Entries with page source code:
※ ※ ※

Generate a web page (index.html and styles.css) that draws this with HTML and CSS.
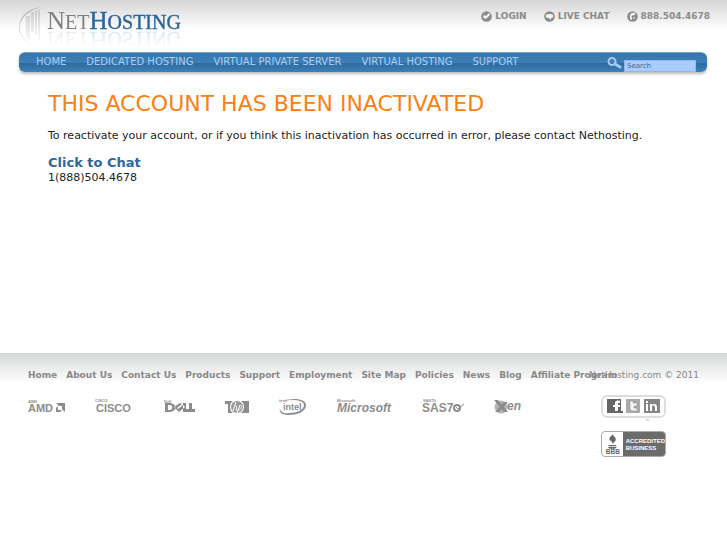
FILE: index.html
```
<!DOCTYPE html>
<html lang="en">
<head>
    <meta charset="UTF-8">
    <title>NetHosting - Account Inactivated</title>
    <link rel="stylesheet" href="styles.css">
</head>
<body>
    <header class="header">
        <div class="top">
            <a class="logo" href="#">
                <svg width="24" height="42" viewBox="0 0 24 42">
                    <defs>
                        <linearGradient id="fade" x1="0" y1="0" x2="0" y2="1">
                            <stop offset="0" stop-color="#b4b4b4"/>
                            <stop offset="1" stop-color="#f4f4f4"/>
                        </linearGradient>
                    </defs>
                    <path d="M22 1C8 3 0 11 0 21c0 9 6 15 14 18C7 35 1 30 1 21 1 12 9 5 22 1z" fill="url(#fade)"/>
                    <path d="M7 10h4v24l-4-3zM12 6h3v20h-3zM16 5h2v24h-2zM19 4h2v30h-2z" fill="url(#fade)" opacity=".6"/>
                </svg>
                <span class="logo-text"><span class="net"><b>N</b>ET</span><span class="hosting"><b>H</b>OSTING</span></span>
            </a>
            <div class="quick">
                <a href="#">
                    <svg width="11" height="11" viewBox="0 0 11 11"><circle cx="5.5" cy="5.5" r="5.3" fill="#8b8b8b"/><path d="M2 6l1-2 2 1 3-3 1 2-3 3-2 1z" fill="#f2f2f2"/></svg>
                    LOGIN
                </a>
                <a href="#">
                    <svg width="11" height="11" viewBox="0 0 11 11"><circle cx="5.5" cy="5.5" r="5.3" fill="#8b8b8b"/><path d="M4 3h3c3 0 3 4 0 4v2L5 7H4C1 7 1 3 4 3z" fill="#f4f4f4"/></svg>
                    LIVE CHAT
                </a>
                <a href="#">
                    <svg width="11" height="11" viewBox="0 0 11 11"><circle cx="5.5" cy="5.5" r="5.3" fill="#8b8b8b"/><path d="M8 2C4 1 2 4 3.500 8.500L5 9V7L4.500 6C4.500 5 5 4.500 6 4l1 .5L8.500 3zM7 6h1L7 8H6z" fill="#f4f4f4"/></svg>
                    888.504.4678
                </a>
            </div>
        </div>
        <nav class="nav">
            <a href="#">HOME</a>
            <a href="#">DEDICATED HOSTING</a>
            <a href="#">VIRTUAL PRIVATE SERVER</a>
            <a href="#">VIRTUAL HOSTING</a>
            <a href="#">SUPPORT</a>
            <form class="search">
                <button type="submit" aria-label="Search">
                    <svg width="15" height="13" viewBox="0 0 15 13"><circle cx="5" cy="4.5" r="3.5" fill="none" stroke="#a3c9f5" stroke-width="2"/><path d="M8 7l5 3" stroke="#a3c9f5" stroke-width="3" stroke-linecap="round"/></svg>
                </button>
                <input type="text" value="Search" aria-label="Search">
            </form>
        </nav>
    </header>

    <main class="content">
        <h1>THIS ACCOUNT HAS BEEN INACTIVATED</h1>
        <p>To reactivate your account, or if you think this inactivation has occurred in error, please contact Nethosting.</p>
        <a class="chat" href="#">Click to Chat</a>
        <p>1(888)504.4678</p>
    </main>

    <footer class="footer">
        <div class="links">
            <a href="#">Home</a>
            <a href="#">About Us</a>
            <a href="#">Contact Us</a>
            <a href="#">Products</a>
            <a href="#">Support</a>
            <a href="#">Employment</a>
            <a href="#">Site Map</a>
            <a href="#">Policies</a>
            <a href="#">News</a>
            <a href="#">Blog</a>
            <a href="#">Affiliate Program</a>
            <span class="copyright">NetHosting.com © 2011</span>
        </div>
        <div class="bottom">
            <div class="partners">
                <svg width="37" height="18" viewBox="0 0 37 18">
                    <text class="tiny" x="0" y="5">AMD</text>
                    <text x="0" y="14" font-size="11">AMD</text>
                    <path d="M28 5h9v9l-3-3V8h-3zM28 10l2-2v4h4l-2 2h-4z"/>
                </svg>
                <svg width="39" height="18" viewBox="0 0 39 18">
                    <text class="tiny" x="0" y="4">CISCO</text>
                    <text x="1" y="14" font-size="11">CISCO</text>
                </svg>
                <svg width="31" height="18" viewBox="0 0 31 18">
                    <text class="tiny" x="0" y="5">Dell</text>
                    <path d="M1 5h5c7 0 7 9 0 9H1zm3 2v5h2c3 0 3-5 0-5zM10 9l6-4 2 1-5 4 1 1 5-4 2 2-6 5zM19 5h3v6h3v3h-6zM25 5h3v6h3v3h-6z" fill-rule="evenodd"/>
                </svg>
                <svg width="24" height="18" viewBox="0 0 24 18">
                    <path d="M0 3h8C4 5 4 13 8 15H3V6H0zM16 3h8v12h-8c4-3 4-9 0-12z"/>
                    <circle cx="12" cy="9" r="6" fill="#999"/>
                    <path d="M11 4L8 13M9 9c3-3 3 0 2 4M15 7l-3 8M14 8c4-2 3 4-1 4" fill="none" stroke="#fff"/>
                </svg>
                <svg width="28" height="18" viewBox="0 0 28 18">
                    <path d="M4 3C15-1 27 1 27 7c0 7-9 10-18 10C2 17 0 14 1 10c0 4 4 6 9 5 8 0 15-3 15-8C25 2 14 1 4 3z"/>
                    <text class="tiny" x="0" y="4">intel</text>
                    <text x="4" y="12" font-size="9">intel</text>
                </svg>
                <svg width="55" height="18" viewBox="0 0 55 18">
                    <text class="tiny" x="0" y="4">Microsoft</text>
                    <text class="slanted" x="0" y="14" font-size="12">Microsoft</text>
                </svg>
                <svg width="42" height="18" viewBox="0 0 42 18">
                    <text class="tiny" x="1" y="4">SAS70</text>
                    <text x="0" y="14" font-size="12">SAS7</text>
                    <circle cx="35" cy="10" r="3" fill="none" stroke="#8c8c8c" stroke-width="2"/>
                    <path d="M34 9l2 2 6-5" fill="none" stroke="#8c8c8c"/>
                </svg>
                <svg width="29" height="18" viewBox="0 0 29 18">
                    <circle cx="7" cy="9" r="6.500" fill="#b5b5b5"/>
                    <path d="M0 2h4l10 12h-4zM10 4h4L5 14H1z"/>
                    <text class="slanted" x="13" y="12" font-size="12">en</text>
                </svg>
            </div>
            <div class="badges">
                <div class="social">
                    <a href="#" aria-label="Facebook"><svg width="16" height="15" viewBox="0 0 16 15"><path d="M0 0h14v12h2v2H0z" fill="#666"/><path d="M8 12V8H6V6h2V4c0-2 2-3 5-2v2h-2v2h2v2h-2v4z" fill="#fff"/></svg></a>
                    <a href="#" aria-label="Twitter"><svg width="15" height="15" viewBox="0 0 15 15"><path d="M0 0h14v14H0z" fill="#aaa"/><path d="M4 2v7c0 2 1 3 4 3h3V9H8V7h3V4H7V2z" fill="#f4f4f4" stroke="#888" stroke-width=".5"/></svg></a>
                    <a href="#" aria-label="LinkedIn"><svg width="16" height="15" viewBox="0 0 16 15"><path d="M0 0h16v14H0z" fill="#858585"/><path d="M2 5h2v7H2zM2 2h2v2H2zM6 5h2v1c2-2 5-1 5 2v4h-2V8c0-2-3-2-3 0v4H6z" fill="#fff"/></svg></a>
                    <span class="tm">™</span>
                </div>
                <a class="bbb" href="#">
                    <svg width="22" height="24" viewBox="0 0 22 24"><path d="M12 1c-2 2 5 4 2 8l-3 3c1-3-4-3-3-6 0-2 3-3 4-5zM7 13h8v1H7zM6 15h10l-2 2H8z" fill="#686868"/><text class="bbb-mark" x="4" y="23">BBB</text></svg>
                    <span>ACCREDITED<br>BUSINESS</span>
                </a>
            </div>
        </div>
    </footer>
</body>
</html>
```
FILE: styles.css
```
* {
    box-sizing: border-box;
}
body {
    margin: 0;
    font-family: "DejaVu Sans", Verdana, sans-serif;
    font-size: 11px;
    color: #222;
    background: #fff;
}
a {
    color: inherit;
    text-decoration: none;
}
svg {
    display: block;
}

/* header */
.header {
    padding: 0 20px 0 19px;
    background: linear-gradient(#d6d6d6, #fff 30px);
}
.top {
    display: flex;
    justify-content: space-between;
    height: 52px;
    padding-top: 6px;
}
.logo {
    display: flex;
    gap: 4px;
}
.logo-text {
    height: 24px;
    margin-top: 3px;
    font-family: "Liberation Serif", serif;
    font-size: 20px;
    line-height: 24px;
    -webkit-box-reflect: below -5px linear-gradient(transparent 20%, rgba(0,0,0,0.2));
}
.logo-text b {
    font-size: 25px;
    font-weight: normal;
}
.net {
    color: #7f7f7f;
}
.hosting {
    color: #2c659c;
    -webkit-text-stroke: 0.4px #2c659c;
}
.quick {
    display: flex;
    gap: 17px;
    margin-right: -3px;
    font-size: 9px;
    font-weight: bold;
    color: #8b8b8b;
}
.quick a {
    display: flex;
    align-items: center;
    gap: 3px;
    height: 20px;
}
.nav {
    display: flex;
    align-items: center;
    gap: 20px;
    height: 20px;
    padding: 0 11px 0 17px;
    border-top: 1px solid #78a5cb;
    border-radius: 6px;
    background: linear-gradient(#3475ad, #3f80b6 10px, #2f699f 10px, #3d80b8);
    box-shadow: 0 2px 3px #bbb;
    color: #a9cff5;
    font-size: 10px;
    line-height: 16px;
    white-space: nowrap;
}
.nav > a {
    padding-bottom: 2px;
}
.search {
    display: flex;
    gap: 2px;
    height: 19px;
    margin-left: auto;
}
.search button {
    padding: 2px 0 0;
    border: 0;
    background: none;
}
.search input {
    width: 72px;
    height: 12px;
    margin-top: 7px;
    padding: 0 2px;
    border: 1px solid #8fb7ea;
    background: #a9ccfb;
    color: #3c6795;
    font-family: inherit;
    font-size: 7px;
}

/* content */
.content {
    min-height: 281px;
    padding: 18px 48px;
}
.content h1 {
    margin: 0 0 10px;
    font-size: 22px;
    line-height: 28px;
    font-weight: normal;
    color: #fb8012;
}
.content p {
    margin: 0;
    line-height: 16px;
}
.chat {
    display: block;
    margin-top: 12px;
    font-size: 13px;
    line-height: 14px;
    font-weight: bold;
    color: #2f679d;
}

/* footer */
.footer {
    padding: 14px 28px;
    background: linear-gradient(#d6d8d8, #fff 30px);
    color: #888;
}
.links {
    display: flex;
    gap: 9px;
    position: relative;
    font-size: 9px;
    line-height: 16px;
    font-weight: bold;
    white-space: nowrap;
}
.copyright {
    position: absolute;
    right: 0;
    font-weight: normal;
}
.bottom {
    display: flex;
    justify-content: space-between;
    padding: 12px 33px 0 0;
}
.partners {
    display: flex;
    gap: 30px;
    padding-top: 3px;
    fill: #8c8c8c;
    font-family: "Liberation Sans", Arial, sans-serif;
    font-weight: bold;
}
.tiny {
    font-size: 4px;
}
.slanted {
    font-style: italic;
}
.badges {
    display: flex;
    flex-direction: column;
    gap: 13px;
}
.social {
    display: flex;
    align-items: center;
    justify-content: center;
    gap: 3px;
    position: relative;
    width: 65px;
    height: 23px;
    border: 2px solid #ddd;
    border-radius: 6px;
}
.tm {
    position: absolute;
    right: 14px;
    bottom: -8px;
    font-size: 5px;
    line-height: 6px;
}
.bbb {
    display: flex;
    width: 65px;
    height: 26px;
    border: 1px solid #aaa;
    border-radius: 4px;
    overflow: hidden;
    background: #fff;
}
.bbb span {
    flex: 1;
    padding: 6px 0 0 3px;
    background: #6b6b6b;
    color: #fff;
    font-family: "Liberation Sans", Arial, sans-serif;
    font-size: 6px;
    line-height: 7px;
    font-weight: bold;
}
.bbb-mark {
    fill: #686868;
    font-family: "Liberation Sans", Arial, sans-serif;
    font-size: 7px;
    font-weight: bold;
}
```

※ ※ ※

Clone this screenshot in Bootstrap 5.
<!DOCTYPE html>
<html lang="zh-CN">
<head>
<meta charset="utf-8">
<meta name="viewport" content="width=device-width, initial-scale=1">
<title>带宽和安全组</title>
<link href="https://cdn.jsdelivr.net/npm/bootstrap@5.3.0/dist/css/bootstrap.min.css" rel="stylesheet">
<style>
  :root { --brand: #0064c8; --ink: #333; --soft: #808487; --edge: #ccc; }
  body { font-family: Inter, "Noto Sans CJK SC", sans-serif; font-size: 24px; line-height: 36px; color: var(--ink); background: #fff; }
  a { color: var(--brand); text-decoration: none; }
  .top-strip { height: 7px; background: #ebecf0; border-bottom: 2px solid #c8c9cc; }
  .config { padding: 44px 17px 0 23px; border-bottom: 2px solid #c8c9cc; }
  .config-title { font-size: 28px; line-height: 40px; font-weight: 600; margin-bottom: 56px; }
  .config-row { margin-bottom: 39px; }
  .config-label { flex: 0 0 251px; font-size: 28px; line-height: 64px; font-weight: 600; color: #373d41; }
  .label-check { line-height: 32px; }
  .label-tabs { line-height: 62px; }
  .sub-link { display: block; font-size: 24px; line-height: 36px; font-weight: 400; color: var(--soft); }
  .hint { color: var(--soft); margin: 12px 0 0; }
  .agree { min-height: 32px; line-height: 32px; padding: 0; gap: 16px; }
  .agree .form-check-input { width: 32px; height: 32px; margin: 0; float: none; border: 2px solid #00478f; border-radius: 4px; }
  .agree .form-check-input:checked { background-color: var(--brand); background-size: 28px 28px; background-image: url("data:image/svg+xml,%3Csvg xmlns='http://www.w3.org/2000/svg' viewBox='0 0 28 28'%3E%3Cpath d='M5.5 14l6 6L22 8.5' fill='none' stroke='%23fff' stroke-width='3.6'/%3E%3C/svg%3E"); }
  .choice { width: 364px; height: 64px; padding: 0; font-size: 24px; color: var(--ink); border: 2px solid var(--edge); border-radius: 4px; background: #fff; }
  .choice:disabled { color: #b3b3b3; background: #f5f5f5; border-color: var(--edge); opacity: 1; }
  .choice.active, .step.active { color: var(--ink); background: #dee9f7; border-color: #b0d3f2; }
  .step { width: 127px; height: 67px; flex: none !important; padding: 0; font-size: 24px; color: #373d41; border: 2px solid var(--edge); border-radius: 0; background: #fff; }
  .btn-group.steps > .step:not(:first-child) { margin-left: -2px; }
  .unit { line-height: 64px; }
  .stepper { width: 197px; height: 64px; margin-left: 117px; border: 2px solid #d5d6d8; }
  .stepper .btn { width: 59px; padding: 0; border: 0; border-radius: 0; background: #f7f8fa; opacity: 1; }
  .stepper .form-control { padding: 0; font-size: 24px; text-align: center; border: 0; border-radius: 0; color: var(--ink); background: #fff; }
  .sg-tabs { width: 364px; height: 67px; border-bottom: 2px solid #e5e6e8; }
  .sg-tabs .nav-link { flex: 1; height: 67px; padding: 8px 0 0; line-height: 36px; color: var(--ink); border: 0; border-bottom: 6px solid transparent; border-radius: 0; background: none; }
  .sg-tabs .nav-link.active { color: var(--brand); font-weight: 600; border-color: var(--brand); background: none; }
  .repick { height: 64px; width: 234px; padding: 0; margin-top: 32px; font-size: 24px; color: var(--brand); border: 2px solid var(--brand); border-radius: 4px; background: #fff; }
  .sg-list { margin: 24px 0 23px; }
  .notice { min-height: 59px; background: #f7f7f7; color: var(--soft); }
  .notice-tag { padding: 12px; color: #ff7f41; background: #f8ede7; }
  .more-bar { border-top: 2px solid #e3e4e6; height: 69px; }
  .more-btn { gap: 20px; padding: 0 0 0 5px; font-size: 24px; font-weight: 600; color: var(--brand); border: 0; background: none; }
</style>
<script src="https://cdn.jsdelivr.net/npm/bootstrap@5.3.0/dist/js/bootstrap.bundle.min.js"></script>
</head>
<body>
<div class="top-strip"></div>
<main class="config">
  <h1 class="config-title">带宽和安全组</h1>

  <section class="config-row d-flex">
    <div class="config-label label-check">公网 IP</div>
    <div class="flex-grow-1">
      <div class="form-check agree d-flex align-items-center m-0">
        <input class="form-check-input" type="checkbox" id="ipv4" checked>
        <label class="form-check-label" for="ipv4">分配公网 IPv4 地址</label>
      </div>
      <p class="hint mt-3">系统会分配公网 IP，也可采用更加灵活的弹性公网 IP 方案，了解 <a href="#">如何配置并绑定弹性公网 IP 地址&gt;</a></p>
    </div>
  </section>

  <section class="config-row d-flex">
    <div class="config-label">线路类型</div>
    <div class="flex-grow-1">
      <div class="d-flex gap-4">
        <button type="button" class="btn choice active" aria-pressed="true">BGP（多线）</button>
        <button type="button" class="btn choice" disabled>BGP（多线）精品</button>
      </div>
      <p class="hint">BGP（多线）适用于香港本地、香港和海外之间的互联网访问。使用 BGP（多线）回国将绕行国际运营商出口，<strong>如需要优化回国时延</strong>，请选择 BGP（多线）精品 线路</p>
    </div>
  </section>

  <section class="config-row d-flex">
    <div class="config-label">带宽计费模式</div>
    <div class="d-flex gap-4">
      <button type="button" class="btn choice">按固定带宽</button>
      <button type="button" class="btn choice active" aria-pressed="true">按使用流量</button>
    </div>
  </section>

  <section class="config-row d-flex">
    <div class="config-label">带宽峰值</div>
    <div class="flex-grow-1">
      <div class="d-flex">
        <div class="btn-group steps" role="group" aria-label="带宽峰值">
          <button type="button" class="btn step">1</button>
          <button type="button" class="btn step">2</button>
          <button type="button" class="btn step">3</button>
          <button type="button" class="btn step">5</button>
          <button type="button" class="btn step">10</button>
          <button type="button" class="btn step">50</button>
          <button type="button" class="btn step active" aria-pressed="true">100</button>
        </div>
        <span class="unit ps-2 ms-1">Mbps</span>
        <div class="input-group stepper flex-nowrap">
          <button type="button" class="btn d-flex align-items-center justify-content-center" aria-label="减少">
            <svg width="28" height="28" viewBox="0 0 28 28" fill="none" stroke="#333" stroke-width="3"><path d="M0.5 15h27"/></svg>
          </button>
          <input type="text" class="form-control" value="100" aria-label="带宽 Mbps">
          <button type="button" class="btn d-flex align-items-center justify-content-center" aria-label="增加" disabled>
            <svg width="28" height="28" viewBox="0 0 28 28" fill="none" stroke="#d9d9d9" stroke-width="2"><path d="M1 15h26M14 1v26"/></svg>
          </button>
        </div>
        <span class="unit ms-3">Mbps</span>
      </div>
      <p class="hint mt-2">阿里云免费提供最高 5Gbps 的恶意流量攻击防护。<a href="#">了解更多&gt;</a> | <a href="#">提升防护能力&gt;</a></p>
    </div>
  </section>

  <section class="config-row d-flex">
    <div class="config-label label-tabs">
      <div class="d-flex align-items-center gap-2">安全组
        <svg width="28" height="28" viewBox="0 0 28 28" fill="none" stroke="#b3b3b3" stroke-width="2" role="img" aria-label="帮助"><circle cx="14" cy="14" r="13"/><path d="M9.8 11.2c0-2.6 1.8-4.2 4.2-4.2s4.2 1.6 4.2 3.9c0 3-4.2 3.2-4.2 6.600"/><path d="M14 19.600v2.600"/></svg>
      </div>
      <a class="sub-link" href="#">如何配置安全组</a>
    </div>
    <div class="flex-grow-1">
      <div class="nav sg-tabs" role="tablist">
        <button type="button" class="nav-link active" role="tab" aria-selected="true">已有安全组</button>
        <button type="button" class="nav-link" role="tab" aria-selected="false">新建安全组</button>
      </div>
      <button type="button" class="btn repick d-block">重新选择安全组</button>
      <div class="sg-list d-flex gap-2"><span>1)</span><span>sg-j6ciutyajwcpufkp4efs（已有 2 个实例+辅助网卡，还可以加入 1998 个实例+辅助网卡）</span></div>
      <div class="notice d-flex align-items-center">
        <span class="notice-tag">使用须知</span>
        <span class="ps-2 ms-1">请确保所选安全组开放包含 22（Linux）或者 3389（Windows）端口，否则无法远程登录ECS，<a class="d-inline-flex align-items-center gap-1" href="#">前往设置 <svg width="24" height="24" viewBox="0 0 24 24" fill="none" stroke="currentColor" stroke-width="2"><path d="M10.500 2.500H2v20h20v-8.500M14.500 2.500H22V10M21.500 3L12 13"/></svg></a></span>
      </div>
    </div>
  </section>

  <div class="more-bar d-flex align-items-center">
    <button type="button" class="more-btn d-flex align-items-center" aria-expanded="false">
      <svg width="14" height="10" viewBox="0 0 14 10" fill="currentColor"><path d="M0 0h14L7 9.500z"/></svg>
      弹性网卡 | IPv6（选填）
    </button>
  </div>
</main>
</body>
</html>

※ ※ ※

STATED TASK:
Every line of the listing that holds "html" should be found and copied.

ANSWER TO THE PROBLEM:
Generate a web page (index.html and styles.css) that draws this with HTML and CSS.
FILE: index.html
<!DOCTYPE html>
<html lang="en">
</html>
<!DOCTYPE html>
<html lang="zh-CN">
</html>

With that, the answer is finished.